The Redstreak Restoration Project has two major goals:

  • restore fire-maintained grassland and healthy open forest ecosystems that the Radium-Stoddart Bighorn sheep band historically relied upon for winter range, and
  • reduce dangerous forest fuel loads and the risk of catastrophic fire adjacent to park facilities and the local community that have resulted from fire suppression.

The first phase of restoration required tree cutting and removal to allow the subsequent use of a series of small, prescribed fires over the next several years. Trees were be cut and removed in January and February 2003 from three small areas totalling ~150 hectares (1.5 km2 ), with objectives to:

  • reduce dangerous forest fuel levels in and around Redstreak Campground,
  • create a fire guard on the east side of the campground, and
  • create an open landscape with scattered patches of trees adjacent to a provincial block of land that has already undergone restoration as part of this regional effort.

Tree removal took place during winter to minimize impact from heavy equipment to soils and small plants and shrubs. Revenues from harvested trees were used to support the restoration project. Tree removal was necessary in and around Redstreak Campground to more safely allow the use of the most ecologically appropriate tool to restore fire-maintained ecosystems -- carefully planned and managed prescribed burns. Prescribed burning will begin early spring, 2005 given the right conditions for a safe and effective burn.

Grasslands are British Columbia's most endangered ecosystem. Threats include fire suppression, urban encroachment, development and non-native plant invasions. Grasslands support nearly one third of the province's endangered or threatened species, including the prairie falcon, American badger, long-billed curlew, sharp-tailed grouse, bluebunch wheatgrass, and Rocky Mountain Bighorn sheep.

Periodic low intensity surface fire will be used to burn out young trees from among large, fire-resistant Douglas-fir trees to recycle nutrients and restore open forest. As much as possible, prescribed fires are conducted under conditions that limit the smoke produced. Forest thinning and small surface prescribed fires will restore a total of 350-400 hectares (3.5-4 km2) of fire-maintained open forests and grasslands on the bench and slopes of Redstreak Mountain.
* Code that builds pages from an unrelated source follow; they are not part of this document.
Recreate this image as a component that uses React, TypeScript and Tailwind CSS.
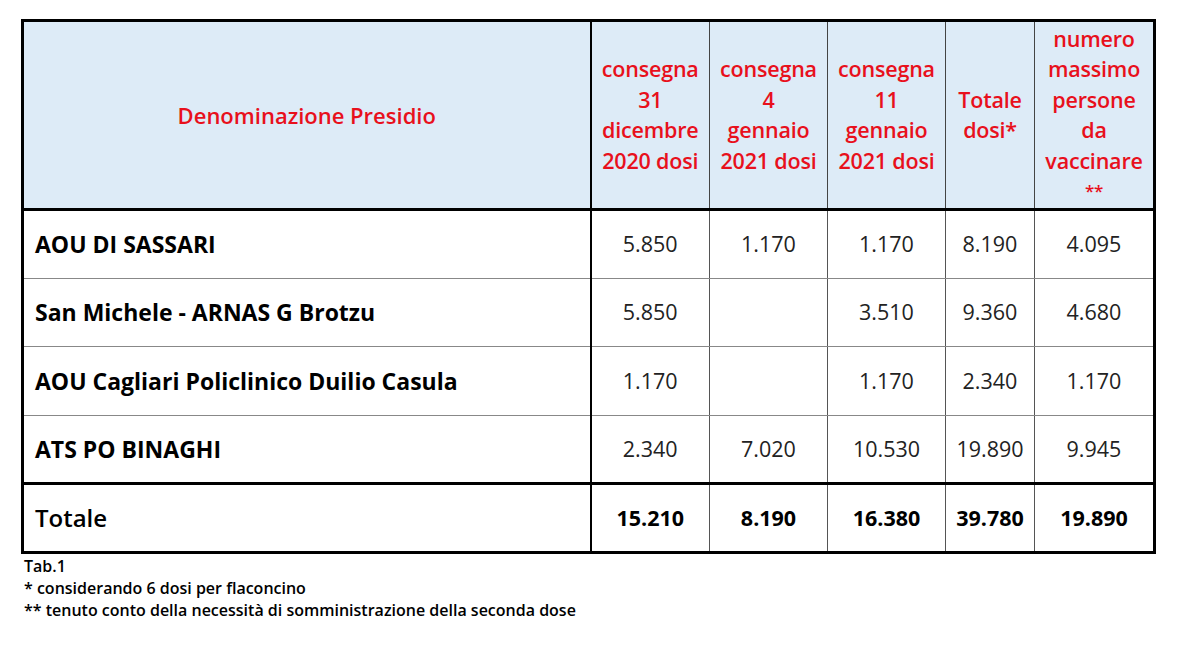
const rows = [
  { name: "AOU DI SASSARI", values: ["5.850", "1.170", "1.170", "8.190", "4.095"] },
  { name: "San Michele - ARNAS G Brotzu", values: ["5.850", "", "3.510", "9.360", "4.680"] },
  { name: "AOU Cagliari Policlinico Duilio Casula", values: ["1.170", "", "1.170", "2.340", "1.170"] },
  { name: "ATS PO BINAGHI", values: ["2.340", "7.020", "10.530", "19.890", "9.945"] },
];

const totals = ["15.210", "8.190", "16.380", "39.780", "19.890"];

const headers = [
  ["consegna", "31", "dicembre", "2020 dosi"],
  ["consegna", "4", "gennaio", "2021 dosi"],
  ["consegna", "11", "gennaio", "2021 dosi"],
  ["Totale", "dosi*"],
  ["numero", "massimo", "persone", "da", "vaccinare", "**"],
];

const font = { fontFamily: "'Open Sans', Lato, sans-serif" };

export default function App() {
  return (
    <div className="min-h-[657px] w-[1200px] bg-white pt-[19px] pl-[21px]" style={font}>
      <table className="w-[1132px] table-fixed border-collapse border-[3px] border-black">
        <colgroup>
          <col className="w-[568px]" />
          <col className="w-[119px]" />
          <col className="w-[118px]" />
          <col className="w-[118px]" />
          <col className="w-[89px]" />
          <col className="w-[120px]" />
        </colgroup>
        <thead>
          <tr className="h-[189px] bg-[#ddebf7]">
            <th className="border-r-2 border-b-[3px] border-black text-center align-middle text-[22px] font-semibold text-[#e8101c]">
              Denominazione Presidio
            </th>
            {headers.map((lines, i) => (
              <th
                key={i}
                className="border-b-[3px] border-l border-b-black border-l-[#444] text-center align-middle text-[21.5px] font-semibold leading-[30.5px] tracking-[-0.2px] text-[#e8101c]"
              >
                {lines.map((l, j) => (
                  <div key={j} className={l === "**" ? "text-[17px]" : ""}>
                    {l}
                  </div>
                ))}
              </th>
            ))}
          </tr>
        </thead>
        <tbody>
          {rows.map((r, i) => (
            <tr key={r.name} className="h-[68.5px]">
              <td
                className={`border-r-2 border-r-black pl-[11px] text-[23px] font-bold text-black ${
                  i < rows.length - 1 ? "border-b border-b-[#888]" : ""
                }`}
              >
                {r.name}
              </td>
              {r.values.map((v, j) => (
                <td
                  key={j}
                  className={`border-l border-l-[#555] text-center text-[21.5px] text-[#222] ${
                    i < rows.length - 1 ? "border-b border-b-[#888]" : ""
                  }`}
                >
                  {v}
                </td>
              ))}
            </tr>
          ))}
          <tr className="h-[69px]">
            <td className="border-t-[3px] border-r-2 border-black pl-[11px] text-[24px] font-semibold text-black">
              Totale
            </td>
            {totals.map((v, j) => (
              <td
                key={j}
                className="border-t-[3px] border-l border-t-black border-l-[#555] text-center text-[21.5px] font-bold text-black"
              >
                {v}
              </td>
            ))}
          </tr>
        </tbody>
      </table>
      <div className="mt-[1px] pl-[3px] text-[16px] font-semibold leading-[22px] text-black">
        <div>Tab.1</div>
        <div>* considerando 6 dosi per flaconcino</div>
        <div>** tenuto conto della necessità di somministrazione della seconda dose</div>
      </div>
    </div>
  );
}
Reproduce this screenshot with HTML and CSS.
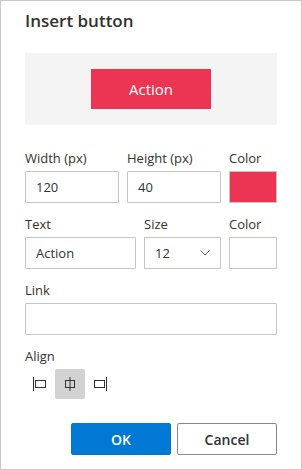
FILE: index.html
```html
<!DOCTYPE html>
<html lang="en">
  <head>
    <meta charset="UTF-8" />
    <meta name="viewport" content="width=device-width, initial-scale=1.0" />
    <title>Insert button</title>
    <link rel="stylesheet" href="styles.css">
  </head>
  <body>
    <div class="dialog">
      <h1 class="title">Insert button</h1>

      <div class="preview">
        <div class="preview-btn">Action</div>
      </div>

      <div class="row row-size">
        <div class="field">
          <label>Width (px)</label>
          <input type="text" class="input" value="120" />
        </div>
        <div class="field">
          <label>Height (px)</label>
          <input type="text" class="input" value="40" />
        </div>
        <div class="field">
          <label>Color</label>
          <div class="swatch swatch-red"></div>
        </div>
      </div>

      <div class="row row-text">
        <div class="field">
          <label>Text</label>
          <input type="text" class="input" value="Action" />
        </div>
        <div class="field">
          <label>Size</label>
          <div class="select">
            <span>12</span>
            <svg width="10" height="6" viewBox="0 0 10 6">
              <path d="M0.5 0.5 L5 5 L9.5 0.5" fill="none" stroke="#605e5c" stroke-width="1" />
            </svg>
          </div>
        </div>
        <div class="field">
          <label>Color</label>
          <div class="swatch"></div>
        </div>
      </div>

      <div class="row">
        <div class="field">
          <label>Link</label>
          <input type="text" class="input" value="" />
        </div>
      </div>

      <div class="row">
        <div class="field">
          <label>Align</label>
          <div class="align">
            <button class="align-btn" title="Left">
              <svg width="16" height="16" viewBox="0 0 16 16">
                <path d="M1.5 1 V15" stroke="#323130" fill="none" />
                <rect x="3.5" y="4.5" width="10" height="7" stroke="#323130" fill="none" />
              </svg>
            </button>
            <button class="align-btn active" title="Center">
              <svg width="16" height="16" viewBox="0 0 16 16">
                <path d="M8 1 V15" stroke="#323130" fill="none" />
                <rect x="3.5" y="4.5" width="9" height="7" stroke="#323130" fill="none" />
              </svg>
            </button>
            <button class="align-btn" title="Right">
              <svg width="16" height="16" viewBox="0 0 16 16">
                <path d="M14.5 1 V15" stroke="#323130" fill="none" />
                <rect x="2.5" y="4.5" width="10" height="7" stroke="#323130" fill="none" />
              </svg>
            </button>
          </div>
        </div>
      </div>

      <div class="footer">
        <button class="btn btn-primary">OK</button>
        <button class="btn">Cancel</button>
      </div>
    </div>
  </body>
</html>
```

FILE: styles.css
```css
* {
  box-sizing: border-box;
}

body {
  margin: 0;
  font-family: "Open Sans", "Noto Sans", sans-serif;
  color: #323130;
  background: #fff;
}

.dialog {
  width: 302px;
  height: 470px;
  border: 1px solid #c8c8c8;
  padding: 8px 24px 0;
}

.title {
  margin: 0;
  font-size: 17px;
  font-weight: 600;
  line-height: 24px;
}

.preview {
  margin-top: 20px;
  height: 72px;
  background: #f4f4f4;
  display: flex;
  align-items: center;
  justify-content: center;
}

.preview-btn {
  width: 120px;
  height: 40px;
  background: #ec3453;
  color: #fff;
  font-size: 15px;
  display: flex;
  align-items: center;
  justify-content: center;
}

.row {
  display: grid;
  grid-template-columns: 1fr;
  gap: 8px;
  margin-top: 12px;
}

.row-size {
  grid-template-columns: 94px 94px 48px;
  margin-top: 24px;
}

.row-text {
  grid-template-columns: 111px 77px 48px;
}

.field label {
  display: block;
  font-size: 13px;
  line-height: 18px;
  margin-bottom: 4px;
}

.input {
  display: block;
  width: 100%;
  height: 32px;
  border: 1px solid #c8c6c4;
  border-radius: 1px;
  padding: 0 10px;
  font-family: inherit;
  font-size: 13px;
  color: #323130;
  outline: none;
}

.swatch {
  height: 32px;
  border: 1px solid #c8c6c4;
  background: #fff;
}

.swatch-red {
  background: #ec3453;
}

.select {
  height: 32px;
  border: 1px solid #c8c6c4;
  padding: 0 10px 0 10px;
  font-size: 13px;
  display: flex;
  align-items: center;
  justify-content: space-between;
}

.align {
  display: flex;
}

.align-btn {
  width: 30px;
  height: 30px;
  border: none;
  border-radius: 2px;
  background: transparent;
  padding: 0;
  display: flex;
  align-items: center;
  justify-content: center;
}

.align-btn.active {
  background: #d2d2d2;
}

.footer {
  display: flex;
  justify-content: flex-end;
  gap: 6px;
  margin-top: 24px;
}

.btn {
  width: 100px;
  height: 32px;
  border: 1px solid #8a8886;
  border-radius: 2px;
  background: #fff;
  color: #323130;
  font-family: inherit;
  font-size: 14px;
  font-weight: 600;
}

.btn-primary {
  background: #0078d4;
  border-color: #0078d4;
  color: #fff;
}
```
The short-term inconveniences associated with prescribed fire, such as smoke and patches of blackened trees will more than be offset by the long-term benefits of restored open forests and grassland ecosystems. People will also benefit from the reduced risk of catastrophic fire.

Bighorn sheep research

In 2003, ten local adult bighorn sheep have been radio-collared to allow remote satellite monitoring of their seasonal movements. Monitoring will help identify critical ranges (e.g for lambing) and migration corridors between seasonal ranges. This knowledge will allow Parks Canada and others members of the Radium-Stoddart Bighorn Sheep Working Group to evaluate and refine our cooperative ecosystem restoration efforts.

Radium bighorn sheep working group

The Radium-Stoddart Bighorn Sheep Working Group members include Bighorn In Our Backyard, British Columbia Ministry of Forests, British Columbia Ministry of Water, Land and Air Protection, British Columbia Ministry of Transportation and Highways, Columbia Basin Fish and Wildlife Compensation Program, Village of Radium Hot Springs, Ktunaxa-Kinbasket Tribal Council, Parks Canada, Slocan Forest Products, East Kootenay Wildlife Association, and British Columbia Southern Guide Outfitters Association.

Kootenay National Park protects or restores ecosystems within, and in cooperation with adjacent land managers, across park boundaries that reflect the native species and ecological processes characteristic of the central Canadian Rockies and the adjacent Rocky Mountain Trench.